Canola oil....LOTS of it.....works just as good as most of these modern "green" cutting oils. (Which are more often than not vegetable based too).

If you have flood....use it....
 
I really do enjoy the VFD when parting off

"Poor man's Manual machine constant surface speed.

Set the VFD for 20hz at the start of the power in-feed parting op. Then dial in VFD/spindle rpm to keep the sound right ;-)

Cutting juice as required!

What a deal!
 
The OP stated that he didn't know a lot about turning. RPM is universally known.

As the OP didn't mention any RPM, my remark can only have been directed towards the answers.
The OP didn't even give a diameter (except that he can't part off with more than 25 mm diam).
No mentioning wether it is aluminium, brass, leaded steel 4045 QT.

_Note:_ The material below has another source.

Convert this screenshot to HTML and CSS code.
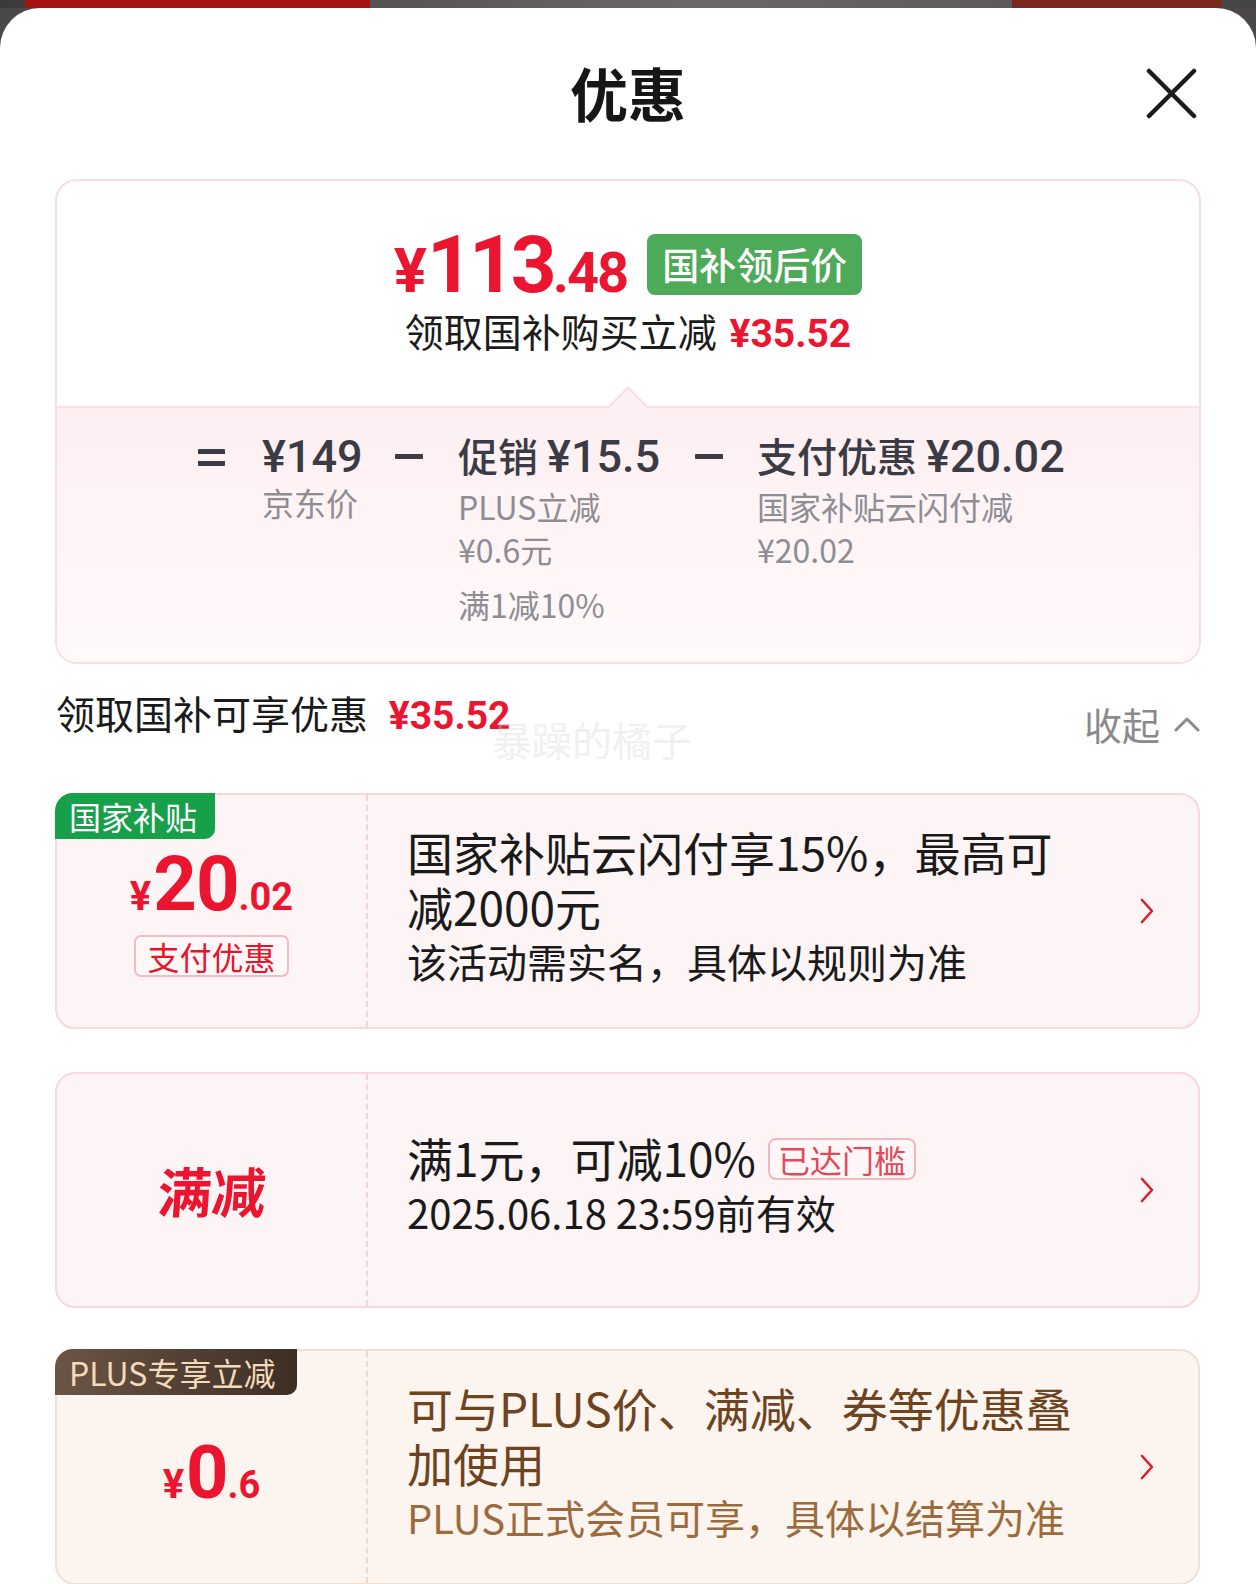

But he gets answers what RPM to use. :nutter:

Nick
 
I should have mentioned that I use the same Iscar DoGrip parting insert for aluminum, stainless steel, and Turcite rod with equally excellent results. The difference is that I use Relton A9 with aluminum, Mobil Omega oil with SS and a Vortec air gun or dry with Turcite rod.

Don
 
Forestgnome;2117892 Power crossfeed if you have it. [/QUOTE said:
All Of your other points I agree with but power feeding with a manual when you do not have too much experience :nono: You need to first know what it sounds and looks like before you need to hit the ground! If you pick up chatter either your speed is too fast or your feed is too slow. If you get insert wear, not breakage, are your chips freely flowing out of the groove. If you get breakage is your tool set up on the correct height and is your part "catching" not interfering with the insert. Is the blade flexing because of too much sickout. Is the finish jagged because of chip rubbing? All these things, in my opinion, cannot be taught with using a power feed.
 
Wow, arguing against the use of SFM on this forum? It's better learned than avoided. On the power crossfeed thing, you can avoid a lot of setup problems by babying the feed manually, but you might never know how fast it will cut until you power feed it. It'll give you confidence once you get it right.